12 Scientific Facts About Our Bodies That Sound Fake but Are Actually True
Modern science seems to have already solved most mysteries surrounding the human body. But scientists still keep surprising us with things that give us a different perspective on the body. For example, our noses really change when we lie, and our fingertips can even feel large molecules.
Thanks to our pupils, we can quickly count the number of objects.
Our eyes automatically estimate not only the shape, size, and motion of the objects around us but also the number. The mechanism responsible for it is in the pupils. We know that the pupils react to the change in the light, but scientists also found that when a person is looking at many objects, the pupils increase in size, and when we see fewer objects, they become smaller.
Our ears move, reacting to sounds.
Many animals can move their ears to focus their attention on new sounds. Scientists at Saarland University found that humans can do that too. When we hear potentially important sounds, the muscles around the ear contract to gather all the important information.
Gray hair can return to its normal color.
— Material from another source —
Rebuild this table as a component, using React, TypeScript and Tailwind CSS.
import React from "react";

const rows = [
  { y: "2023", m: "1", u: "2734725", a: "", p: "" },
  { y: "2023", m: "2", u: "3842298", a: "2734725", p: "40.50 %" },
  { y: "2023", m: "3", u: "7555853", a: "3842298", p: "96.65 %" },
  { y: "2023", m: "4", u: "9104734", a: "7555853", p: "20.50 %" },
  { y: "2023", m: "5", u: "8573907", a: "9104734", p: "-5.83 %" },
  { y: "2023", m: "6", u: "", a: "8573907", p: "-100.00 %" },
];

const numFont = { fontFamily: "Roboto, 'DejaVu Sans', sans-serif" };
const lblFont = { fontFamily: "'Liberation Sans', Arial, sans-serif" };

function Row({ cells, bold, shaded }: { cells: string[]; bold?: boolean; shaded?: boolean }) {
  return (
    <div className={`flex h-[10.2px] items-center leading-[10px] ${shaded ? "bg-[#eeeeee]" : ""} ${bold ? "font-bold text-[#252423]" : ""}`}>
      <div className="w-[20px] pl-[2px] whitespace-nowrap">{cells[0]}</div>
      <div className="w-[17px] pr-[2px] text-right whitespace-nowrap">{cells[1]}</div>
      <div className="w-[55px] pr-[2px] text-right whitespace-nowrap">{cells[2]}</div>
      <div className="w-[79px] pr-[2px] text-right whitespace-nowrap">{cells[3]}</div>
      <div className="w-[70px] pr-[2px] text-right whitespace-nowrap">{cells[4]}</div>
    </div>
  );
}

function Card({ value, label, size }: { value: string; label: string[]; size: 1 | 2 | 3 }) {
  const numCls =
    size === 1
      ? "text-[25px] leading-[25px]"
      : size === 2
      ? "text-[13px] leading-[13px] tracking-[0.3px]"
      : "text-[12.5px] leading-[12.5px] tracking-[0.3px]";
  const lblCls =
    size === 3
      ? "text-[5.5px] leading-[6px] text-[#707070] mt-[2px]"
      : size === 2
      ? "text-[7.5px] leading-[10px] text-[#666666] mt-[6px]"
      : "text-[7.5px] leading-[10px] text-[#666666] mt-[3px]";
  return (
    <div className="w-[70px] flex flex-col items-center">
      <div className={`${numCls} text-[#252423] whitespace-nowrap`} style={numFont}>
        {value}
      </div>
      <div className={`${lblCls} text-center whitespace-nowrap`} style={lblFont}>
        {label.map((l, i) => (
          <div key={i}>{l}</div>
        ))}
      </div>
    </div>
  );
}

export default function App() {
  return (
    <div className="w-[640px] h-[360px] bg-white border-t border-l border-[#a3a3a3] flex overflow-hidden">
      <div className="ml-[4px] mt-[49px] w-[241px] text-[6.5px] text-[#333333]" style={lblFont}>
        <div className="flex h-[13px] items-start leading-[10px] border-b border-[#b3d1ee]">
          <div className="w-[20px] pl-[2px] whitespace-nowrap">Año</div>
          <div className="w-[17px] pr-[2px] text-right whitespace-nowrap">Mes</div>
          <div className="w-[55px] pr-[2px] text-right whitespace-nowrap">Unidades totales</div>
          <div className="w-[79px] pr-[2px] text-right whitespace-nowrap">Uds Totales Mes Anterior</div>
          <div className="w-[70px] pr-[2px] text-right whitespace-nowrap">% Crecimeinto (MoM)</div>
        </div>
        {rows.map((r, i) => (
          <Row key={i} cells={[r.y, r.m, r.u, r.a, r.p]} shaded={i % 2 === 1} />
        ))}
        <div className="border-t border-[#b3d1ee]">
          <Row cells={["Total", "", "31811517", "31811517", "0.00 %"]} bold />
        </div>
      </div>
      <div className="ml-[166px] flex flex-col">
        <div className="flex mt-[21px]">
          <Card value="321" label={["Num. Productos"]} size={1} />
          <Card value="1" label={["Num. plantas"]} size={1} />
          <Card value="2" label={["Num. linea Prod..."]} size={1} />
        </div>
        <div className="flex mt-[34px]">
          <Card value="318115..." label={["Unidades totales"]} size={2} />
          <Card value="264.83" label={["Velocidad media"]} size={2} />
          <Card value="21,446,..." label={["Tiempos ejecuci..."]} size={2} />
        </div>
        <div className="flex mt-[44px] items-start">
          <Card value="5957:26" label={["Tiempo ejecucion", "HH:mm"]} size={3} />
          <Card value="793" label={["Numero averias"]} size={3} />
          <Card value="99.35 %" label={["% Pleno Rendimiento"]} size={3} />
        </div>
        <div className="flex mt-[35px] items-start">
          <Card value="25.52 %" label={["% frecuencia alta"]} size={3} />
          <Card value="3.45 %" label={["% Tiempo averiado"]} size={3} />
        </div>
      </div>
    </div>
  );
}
Stress and tension can make our hair gray. But it doesn’t happen in the blink of an eye. Grown hair can’t change its color. This happens in the follicles before our hair grows. But scientists from Columbia University discovered that after stress is gone, the hair can regain its normal color. So, after a man had a good rest during his vacation, his hair returned to its natural color.
Fingertips can even feel molecules.
Swedish scientists proved that our tactile perception is way more subtle than we thought. A human being can feel a bump corresponding to the size of a very large molecule. If our fingers were the size of the Earth, we could feel the difference between houses and cars. This discovery allows for a certain portion of a touch screen on a smartphone to be designed to feel differently by vibration.
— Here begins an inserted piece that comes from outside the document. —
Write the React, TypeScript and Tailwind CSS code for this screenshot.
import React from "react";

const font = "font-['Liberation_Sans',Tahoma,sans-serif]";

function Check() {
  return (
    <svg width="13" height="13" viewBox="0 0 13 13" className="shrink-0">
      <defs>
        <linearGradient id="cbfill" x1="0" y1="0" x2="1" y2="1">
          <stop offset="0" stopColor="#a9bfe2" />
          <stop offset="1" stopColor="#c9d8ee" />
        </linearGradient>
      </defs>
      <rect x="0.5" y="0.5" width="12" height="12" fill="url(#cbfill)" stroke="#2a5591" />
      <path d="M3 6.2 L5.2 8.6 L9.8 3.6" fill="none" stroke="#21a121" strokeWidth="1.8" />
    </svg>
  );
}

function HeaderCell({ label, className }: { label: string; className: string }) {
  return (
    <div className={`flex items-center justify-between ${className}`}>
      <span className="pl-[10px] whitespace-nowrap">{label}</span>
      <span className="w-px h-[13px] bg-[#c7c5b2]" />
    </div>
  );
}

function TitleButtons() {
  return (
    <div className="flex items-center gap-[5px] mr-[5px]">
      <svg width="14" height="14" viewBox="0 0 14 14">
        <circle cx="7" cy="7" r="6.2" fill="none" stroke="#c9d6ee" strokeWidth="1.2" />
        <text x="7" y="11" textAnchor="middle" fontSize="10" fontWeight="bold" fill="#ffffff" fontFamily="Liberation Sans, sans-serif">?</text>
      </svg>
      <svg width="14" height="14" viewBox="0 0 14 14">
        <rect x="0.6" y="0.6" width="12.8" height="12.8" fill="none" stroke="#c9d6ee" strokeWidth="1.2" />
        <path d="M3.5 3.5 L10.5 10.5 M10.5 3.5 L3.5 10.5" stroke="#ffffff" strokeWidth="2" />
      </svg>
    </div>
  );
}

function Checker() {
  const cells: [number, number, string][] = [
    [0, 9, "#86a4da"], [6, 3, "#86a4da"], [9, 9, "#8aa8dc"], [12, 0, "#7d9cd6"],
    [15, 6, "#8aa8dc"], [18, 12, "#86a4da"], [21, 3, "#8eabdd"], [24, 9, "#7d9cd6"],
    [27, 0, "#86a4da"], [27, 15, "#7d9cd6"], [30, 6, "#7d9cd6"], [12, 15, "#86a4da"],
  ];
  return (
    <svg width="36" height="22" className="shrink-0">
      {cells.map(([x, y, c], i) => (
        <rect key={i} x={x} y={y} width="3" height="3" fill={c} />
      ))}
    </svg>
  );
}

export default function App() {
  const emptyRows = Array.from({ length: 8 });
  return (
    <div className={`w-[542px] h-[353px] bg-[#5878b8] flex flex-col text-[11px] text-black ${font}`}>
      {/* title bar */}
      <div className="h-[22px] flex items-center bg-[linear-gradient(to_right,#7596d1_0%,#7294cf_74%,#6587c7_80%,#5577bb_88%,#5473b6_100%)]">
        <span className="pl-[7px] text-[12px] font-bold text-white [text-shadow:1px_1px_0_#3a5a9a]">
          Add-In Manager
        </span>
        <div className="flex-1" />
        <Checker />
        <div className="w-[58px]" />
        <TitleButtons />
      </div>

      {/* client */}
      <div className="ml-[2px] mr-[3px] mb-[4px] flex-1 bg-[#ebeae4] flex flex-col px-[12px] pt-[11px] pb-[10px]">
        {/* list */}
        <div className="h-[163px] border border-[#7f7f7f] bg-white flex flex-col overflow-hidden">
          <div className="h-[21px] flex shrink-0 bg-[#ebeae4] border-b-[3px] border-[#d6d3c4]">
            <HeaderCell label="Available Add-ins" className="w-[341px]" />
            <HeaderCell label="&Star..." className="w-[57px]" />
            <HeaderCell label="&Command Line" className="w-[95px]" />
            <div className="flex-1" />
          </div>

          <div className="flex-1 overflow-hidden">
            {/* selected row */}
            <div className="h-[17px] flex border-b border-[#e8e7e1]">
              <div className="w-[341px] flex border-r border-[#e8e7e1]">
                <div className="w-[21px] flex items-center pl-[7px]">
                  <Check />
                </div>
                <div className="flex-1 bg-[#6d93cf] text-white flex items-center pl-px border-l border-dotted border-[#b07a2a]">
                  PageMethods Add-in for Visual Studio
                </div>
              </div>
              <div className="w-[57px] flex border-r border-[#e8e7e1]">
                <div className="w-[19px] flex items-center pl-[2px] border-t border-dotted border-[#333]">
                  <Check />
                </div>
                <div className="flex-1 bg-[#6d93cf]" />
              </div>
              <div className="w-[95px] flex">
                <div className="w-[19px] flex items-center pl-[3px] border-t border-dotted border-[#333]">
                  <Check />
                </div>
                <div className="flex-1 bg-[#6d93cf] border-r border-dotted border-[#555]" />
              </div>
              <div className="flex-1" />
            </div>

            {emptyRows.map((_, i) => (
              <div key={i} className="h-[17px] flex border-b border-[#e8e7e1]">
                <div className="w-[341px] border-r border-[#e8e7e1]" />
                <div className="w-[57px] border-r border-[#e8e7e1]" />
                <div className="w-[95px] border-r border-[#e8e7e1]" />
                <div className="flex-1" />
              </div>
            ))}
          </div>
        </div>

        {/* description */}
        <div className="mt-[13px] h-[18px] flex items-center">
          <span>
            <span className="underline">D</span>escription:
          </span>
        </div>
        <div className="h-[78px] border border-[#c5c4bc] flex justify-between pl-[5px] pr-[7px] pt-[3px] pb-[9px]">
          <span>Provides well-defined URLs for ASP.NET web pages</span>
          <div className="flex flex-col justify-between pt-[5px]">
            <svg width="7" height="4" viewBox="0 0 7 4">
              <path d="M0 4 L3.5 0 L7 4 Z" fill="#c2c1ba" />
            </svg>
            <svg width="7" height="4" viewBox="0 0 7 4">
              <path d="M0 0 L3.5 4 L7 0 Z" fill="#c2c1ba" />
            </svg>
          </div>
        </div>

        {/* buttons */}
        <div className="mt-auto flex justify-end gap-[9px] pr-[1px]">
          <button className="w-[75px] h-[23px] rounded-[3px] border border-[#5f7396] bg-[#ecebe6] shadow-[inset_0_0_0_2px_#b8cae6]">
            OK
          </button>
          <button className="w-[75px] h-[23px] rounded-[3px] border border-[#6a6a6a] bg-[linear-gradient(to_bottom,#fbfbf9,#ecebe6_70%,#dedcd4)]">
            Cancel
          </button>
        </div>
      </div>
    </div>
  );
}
We choose friends by smell.
We choose friends among the people that look like us, think like us, and have the same social status. But a study by the Weizmann Institute of Science showed that smell is also important. It turns out that we pay attention to smell when we meet new people. And we tend to like more the people who smell like us.
Ring fingers can tell a lot about us.
Faithfulness and desire to maintain a long-term monogamous relationship may depend on a person’s genes. Scientists at Northumbria University conducted a 20-year-long study and found that the length of the ring finger can tell whether a person will stay with a partner or leave them quickly.
The length of the ring finger compared to the index finger is affected by the amount of testosterone a fetus gets in the womb. If the ring finger is longer than the index finger, then the fetus received more testosterone. It means the person is more inclined to cheat, to be good at sports, or to suffer from anxiety.
Our faces change color depending on our emotions.
A study by Ohio State University showed that we pay attention not only to people’s facial expressions but also to the color of their faces. The nervous system changes the blood flow near the eyes, nose, forehead, and chin, so the color of the face varies depending on the feelings.
Even if a stranger is trying to look neutral, we can still guess how they are feeling. A slight blush means a person is happy, and a pale face indicates sadness. Scientists believe that in the future, they will be able to create “smart” beauty products that will hide or demonstrate certain emotions.
The skin learns to recover after injuries.
Our skin has the ability to memorize all the injuries and inflammation processes it has experienced. When part of our body gets hurt for the first time, the stem cells in the epidermis record this information. It helps the skin react to infections faster in the future, so all the following wounds and scratches will heal faster.
When we lie, the temperature of our body changes.
Our feelings and thoughts affect our body temperature. When we’re lying, the area around the nose gets warmer, and when we are thinking hard, the temperature of the entire face drops. So, using thermography, we can make conclusions about the emotional and psychological condition of people.
Lookalikes have similar DNA.
Now that we have internet, it’s easier to find our lookalikes. Scientists were wondering what makes totally unrelated people living in different parts of the world look so much like each other. People with similar faces share common genotypes that don’t only determine similar appearances but also habits and behavioral patterns.
Breathing through the nose helps us memorize things better.
For a long time, scientists have been trying to figure out how breathing is connected with the processes in our brains. The studies, conducted at the Karolinska Institutet, found that when we’re breathing through the nose, our memory works better, so we learn new things faster.
A simple kiss can cause an allergic reaction.
Studies show that the ingredients in the food we ate can still be traced in the saliva several hours later. So, if one of the partners is allergic to some food or medication, brushing their teeth and washing the mouth before kissing won’t prevent an allergic reaction. Experts recommend not to kiss for 24 hours after eating something your partner is allergic to.
Which of these discoveries seems the most useful to you?